Exercise:
Wherever "page" appears in a line, copy that line.

* begin Collected data *

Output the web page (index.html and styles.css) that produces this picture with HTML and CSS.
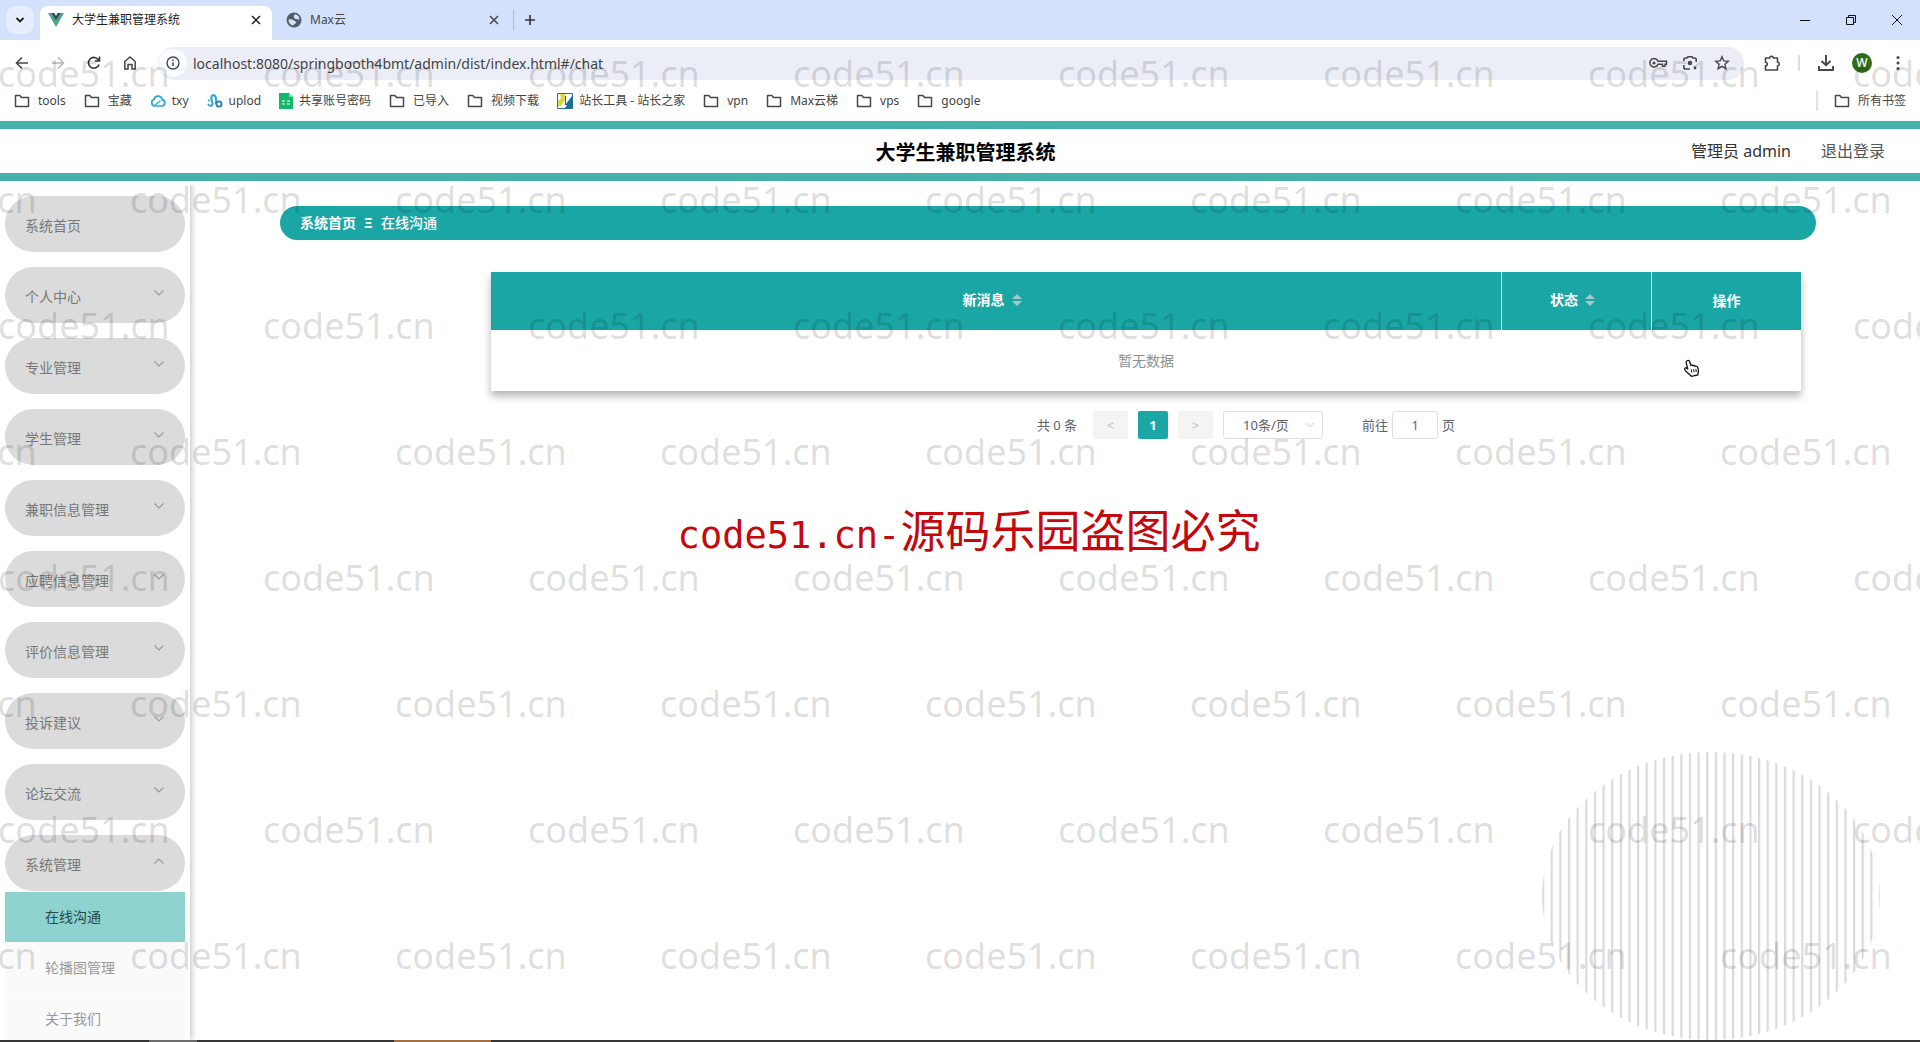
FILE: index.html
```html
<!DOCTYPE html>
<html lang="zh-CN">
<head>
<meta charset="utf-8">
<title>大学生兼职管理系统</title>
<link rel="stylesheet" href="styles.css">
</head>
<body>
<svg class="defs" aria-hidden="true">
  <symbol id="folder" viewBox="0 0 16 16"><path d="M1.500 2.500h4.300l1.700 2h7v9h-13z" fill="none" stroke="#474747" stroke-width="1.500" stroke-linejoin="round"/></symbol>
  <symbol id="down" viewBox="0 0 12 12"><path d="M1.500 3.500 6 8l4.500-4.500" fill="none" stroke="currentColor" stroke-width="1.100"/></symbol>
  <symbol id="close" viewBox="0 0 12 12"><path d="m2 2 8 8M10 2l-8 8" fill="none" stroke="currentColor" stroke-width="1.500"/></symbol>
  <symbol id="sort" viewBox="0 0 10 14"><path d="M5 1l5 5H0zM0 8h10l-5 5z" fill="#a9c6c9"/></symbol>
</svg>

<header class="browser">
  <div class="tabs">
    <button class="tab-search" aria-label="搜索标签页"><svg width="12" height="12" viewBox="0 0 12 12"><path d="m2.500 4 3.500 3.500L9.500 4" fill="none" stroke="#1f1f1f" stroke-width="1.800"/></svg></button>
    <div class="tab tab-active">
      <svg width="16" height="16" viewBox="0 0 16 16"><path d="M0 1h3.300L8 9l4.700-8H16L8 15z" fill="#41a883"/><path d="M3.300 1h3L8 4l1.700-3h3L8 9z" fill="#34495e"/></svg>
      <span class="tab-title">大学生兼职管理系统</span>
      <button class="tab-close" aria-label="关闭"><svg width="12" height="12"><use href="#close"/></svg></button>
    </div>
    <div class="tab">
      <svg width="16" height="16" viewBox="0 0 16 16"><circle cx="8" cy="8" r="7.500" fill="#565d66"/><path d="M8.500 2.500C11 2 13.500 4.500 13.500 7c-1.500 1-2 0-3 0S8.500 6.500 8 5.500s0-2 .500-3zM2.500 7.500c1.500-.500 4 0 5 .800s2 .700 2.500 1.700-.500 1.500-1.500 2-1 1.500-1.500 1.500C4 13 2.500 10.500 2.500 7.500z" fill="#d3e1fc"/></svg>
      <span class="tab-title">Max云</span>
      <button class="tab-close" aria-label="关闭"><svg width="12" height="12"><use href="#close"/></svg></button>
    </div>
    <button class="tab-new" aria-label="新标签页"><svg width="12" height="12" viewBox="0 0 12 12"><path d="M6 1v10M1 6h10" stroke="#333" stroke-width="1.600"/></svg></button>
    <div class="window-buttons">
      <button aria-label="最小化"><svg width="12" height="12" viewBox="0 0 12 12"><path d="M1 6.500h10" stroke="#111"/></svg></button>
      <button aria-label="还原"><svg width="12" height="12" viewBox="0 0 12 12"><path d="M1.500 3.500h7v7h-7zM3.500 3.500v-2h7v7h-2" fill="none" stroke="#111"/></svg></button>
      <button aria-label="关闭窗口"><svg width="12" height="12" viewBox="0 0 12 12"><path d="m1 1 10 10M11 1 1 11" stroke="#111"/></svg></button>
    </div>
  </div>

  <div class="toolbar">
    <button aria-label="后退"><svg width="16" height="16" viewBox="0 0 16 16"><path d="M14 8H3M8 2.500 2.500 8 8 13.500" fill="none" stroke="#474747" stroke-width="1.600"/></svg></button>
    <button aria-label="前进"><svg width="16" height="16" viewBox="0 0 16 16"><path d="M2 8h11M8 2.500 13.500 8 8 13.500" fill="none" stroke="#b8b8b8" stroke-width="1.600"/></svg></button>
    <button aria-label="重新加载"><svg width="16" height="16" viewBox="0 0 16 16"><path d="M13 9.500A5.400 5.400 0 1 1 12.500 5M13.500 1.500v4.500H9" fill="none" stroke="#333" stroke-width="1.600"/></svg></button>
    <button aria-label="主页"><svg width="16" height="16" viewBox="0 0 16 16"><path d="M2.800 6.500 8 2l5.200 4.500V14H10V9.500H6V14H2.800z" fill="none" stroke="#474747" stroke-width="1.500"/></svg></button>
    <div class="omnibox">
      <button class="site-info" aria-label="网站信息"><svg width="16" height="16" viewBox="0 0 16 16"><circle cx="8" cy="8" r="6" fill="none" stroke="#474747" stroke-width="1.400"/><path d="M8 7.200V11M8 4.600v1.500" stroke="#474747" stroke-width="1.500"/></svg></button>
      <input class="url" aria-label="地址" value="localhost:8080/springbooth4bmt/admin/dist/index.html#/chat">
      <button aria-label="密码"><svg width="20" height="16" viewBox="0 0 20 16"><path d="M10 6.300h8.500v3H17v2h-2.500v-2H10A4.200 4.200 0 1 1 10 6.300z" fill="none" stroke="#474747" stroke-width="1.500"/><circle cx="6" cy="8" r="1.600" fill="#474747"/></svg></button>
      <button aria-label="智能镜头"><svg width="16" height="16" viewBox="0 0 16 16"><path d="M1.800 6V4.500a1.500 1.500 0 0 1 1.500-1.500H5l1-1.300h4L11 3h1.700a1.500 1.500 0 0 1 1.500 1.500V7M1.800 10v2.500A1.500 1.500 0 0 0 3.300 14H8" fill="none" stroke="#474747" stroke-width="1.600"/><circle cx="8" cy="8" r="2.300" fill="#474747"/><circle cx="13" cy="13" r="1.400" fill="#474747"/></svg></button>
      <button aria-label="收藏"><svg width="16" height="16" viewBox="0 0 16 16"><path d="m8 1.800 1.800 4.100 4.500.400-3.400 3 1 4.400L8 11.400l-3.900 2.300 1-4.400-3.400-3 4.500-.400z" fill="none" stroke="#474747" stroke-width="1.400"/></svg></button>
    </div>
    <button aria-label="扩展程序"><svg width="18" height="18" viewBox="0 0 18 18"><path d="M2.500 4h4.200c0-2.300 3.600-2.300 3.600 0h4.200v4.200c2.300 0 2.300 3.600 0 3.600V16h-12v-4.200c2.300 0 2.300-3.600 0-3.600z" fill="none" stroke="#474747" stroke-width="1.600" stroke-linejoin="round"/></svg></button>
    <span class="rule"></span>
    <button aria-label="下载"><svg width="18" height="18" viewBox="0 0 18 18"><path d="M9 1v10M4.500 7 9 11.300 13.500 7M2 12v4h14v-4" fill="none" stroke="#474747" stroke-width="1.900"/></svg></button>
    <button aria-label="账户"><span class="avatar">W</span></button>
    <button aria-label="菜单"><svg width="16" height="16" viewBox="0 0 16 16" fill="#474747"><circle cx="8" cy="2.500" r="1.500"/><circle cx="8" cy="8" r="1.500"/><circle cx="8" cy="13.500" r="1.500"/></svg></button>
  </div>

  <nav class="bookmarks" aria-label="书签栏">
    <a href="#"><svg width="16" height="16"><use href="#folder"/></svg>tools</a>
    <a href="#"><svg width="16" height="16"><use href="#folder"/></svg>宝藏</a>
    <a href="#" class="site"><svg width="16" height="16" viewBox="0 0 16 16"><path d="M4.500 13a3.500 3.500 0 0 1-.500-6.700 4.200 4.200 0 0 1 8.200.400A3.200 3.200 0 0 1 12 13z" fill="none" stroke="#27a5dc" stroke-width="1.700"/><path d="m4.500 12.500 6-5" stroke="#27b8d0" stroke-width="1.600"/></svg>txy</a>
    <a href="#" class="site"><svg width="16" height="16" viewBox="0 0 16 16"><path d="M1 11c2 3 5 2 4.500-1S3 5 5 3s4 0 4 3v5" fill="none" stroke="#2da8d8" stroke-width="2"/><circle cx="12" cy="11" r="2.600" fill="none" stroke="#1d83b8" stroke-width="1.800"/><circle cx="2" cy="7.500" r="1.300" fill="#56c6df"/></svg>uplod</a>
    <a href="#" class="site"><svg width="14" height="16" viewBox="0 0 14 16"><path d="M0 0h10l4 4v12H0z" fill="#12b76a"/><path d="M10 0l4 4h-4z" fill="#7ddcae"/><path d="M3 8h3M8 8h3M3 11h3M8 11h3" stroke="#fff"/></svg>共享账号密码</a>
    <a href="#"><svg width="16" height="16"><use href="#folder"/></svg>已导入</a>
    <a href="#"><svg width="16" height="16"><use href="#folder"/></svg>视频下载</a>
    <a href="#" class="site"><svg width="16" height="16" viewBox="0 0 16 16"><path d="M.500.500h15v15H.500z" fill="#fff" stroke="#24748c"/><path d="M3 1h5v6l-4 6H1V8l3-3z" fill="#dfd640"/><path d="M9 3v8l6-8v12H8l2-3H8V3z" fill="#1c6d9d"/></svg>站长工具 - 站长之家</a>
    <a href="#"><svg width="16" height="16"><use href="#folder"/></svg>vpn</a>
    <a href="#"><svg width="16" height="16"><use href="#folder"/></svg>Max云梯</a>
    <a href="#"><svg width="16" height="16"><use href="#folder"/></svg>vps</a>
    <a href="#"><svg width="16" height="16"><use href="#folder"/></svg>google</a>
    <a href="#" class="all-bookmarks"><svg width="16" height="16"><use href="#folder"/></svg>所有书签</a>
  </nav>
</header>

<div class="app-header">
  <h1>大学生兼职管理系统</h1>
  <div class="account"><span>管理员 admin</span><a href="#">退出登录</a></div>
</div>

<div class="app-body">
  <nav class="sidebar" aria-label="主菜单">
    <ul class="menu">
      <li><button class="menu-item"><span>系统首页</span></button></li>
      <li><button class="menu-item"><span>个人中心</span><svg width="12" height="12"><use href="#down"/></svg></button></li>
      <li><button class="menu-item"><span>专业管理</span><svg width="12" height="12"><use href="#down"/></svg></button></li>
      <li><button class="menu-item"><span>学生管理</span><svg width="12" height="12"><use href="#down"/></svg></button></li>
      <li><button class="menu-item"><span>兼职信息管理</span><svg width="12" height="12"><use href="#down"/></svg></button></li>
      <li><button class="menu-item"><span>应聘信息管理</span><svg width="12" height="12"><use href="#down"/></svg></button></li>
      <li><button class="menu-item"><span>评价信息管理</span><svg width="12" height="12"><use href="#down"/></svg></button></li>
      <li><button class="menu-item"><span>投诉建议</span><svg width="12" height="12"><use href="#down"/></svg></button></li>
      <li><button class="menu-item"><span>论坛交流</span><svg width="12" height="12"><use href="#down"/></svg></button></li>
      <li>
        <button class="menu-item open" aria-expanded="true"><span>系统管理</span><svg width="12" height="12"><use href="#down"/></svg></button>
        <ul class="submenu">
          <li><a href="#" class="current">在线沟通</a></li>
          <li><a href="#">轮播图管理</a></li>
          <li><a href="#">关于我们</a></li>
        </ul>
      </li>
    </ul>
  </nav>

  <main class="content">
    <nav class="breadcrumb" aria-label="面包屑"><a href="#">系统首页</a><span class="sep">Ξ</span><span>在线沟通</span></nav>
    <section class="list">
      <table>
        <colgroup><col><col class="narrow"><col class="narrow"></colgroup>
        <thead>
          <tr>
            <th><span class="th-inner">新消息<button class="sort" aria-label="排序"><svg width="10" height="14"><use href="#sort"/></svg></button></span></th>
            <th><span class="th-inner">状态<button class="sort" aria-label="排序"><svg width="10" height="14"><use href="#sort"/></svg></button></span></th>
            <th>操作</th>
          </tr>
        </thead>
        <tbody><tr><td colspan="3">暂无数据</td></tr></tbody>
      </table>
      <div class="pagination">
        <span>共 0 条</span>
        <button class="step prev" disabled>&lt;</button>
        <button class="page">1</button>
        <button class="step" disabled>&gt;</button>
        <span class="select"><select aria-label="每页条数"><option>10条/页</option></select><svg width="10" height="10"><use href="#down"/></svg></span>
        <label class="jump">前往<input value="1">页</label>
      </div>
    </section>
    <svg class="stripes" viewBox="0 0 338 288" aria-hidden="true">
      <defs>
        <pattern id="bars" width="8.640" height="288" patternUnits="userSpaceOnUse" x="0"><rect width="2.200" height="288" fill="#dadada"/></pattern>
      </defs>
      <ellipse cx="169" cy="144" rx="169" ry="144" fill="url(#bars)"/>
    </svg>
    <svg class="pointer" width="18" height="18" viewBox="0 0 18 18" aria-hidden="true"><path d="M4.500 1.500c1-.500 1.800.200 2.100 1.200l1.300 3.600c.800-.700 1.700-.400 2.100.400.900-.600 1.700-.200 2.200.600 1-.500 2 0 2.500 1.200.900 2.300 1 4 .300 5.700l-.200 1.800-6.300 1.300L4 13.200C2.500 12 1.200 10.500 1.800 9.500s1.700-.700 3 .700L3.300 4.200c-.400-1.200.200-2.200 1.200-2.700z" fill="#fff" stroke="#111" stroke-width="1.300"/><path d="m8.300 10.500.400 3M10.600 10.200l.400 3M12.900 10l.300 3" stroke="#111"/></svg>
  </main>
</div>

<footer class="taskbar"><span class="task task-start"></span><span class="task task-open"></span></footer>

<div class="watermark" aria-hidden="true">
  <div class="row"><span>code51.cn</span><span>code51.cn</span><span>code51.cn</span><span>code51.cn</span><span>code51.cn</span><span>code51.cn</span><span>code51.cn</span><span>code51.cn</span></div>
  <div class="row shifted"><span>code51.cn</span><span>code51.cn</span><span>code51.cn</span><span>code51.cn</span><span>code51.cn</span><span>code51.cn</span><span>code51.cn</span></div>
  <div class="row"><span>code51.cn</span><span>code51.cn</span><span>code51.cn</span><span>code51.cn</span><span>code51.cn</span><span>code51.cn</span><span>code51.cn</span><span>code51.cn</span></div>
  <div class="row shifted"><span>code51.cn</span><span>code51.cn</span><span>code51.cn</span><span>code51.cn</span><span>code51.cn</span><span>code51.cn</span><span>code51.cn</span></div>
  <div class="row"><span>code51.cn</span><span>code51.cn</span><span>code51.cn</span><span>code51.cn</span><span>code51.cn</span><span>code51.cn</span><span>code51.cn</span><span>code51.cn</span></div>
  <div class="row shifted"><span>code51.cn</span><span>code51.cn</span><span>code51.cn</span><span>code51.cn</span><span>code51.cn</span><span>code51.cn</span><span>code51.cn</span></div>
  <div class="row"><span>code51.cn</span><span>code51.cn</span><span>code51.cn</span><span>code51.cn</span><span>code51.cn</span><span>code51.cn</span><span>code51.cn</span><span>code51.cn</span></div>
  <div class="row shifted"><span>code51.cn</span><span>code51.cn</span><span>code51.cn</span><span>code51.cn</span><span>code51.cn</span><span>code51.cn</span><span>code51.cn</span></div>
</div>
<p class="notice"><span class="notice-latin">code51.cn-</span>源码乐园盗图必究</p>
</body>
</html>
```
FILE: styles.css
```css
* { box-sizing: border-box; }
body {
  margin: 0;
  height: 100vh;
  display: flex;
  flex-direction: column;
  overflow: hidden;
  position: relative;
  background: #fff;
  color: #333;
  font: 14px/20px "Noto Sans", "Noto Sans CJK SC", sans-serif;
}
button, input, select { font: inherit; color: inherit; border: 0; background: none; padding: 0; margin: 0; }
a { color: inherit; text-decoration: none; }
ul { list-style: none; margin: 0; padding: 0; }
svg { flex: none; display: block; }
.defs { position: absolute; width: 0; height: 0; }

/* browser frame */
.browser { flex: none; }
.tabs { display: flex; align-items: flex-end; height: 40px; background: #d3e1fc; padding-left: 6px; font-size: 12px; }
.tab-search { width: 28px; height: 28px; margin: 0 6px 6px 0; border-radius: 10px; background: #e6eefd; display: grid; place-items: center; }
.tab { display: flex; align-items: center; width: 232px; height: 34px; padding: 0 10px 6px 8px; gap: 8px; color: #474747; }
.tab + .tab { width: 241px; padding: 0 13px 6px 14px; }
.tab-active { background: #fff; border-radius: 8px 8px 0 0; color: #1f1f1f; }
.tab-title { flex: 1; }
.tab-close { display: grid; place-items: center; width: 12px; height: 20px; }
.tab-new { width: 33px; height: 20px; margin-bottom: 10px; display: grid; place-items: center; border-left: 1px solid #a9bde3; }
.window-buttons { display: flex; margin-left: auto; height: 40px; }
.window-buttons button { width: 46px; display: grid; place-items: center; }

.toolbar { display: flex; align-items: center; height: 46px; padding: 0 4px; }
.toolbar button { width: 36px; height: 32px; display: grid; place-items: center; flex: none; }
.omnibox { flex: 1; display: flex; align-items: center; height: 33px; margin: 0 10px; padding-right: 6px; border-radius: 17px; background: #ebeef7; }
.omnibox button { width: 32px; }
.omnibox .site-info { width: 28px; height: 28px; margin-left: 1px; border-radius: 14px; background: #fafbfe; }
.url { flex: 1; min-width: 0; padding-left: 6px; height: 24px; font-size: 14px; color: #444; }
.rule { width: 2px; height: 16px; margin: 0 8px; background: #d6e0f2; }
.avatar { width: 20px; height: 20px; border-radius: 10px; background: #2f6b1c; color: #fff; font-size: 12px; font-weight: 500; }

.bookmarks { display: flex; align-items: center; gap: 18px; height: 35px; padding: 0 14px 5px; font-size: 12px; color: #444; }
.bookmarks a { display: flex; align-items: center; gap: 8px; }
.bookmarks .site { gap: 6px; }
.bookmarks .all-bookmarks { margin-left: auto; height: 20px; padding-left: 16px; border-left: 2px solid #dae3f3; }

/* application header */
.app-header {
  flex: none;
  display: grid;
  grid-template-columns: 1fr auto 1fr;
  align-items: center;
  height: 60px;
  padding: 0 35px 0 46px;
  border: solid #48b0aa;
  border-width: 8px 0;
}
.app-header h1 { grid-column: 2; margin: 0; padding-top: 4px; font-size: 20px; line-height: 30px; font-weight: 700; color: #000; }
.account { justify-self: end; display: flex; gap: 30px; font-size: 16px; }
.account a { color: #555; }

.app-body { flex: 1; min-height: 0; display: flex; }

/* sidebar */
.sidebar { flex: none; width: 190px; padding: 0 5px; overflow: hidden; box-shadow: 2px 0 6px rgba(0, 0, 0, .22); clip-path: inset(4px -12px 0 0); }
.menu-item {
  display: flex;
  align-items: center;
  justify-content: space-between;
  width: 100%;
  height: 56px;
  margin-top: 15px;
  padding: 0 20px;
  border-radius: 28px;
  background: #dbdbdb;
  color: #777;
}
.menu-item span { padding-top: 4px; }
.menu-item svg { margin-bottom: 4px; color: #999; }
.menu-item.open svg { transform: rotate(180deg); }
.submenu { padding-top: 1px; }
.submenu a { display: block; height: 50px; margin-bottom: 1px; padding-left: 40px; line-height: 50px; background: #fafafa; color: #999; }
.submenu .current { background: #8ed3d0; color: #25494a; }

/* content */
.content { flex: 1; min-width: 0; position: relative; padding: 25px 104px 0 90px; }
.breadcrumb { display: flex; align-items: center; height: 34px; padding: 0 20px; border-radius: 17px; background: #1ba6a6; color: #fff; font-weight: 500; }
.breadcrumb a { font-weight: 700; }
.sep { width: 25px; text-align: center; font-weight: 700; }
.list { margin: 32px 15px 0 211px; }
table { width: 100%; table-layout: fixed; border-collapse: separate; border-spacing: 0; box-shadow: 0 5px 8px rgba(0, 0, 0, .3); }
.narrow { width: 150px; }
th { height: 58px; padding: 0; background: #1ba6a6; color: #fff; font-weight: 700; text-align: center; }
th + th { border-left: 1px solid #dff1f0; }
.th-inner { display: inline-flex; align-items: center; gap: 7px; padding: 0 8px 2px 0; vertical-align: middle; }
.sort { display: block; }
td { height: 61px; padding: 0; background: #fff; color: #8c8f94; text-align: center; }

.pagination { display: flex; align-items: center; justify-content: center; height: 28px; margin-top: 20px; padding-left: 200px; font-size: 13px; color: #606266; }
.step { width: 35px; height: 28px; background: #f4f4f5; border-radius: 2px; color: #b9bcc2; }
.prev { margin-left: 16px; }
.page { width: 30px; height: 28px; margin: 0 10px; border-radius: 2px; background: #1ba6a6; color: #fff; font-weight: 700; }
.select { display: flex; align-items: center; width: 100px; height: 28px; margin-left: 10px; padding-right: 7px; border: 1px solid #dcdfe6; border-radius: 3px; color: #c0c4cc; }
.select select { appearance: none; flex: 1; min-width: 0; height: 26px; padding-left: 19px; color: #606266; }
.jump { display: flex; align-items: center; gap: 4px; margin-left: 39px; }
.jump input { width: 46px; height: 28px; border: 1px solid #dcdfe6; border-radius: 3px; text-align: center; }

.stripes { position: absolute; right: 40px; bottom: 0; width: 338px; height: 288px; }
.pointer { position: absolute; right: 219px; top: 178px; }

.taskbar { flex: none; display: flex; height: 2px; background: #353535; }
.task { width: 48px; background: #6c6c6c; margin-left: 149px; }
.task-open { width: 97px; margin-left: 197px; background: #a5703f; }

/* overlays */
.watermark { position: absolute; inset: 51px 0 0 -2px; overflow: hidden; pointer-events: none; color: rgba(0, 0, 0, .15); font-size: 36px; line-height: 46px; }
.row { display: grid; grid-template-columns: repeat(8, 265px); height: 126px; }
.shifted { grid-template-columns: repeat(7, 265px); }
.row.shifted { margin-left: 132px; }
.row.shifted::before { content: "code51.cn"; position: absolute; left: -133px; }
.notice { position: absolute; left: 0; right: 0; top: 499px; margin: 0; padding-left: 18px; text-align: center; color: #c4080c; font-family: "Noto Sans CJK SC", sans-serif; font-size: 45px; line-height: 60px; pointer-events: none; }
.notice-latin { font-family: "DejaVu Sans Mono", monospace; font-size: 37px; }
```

* end Collected data *

Exercise solution:
Output the web page (index.html and styles.css) that produces this picture with HTML and CSS.
        <button class="page">1</button>
.page { width: 30px; height: 28px; margin: 0 10px; border-radius: 2px; background: #1ba6a6; color: #fff; font-weight: 700; }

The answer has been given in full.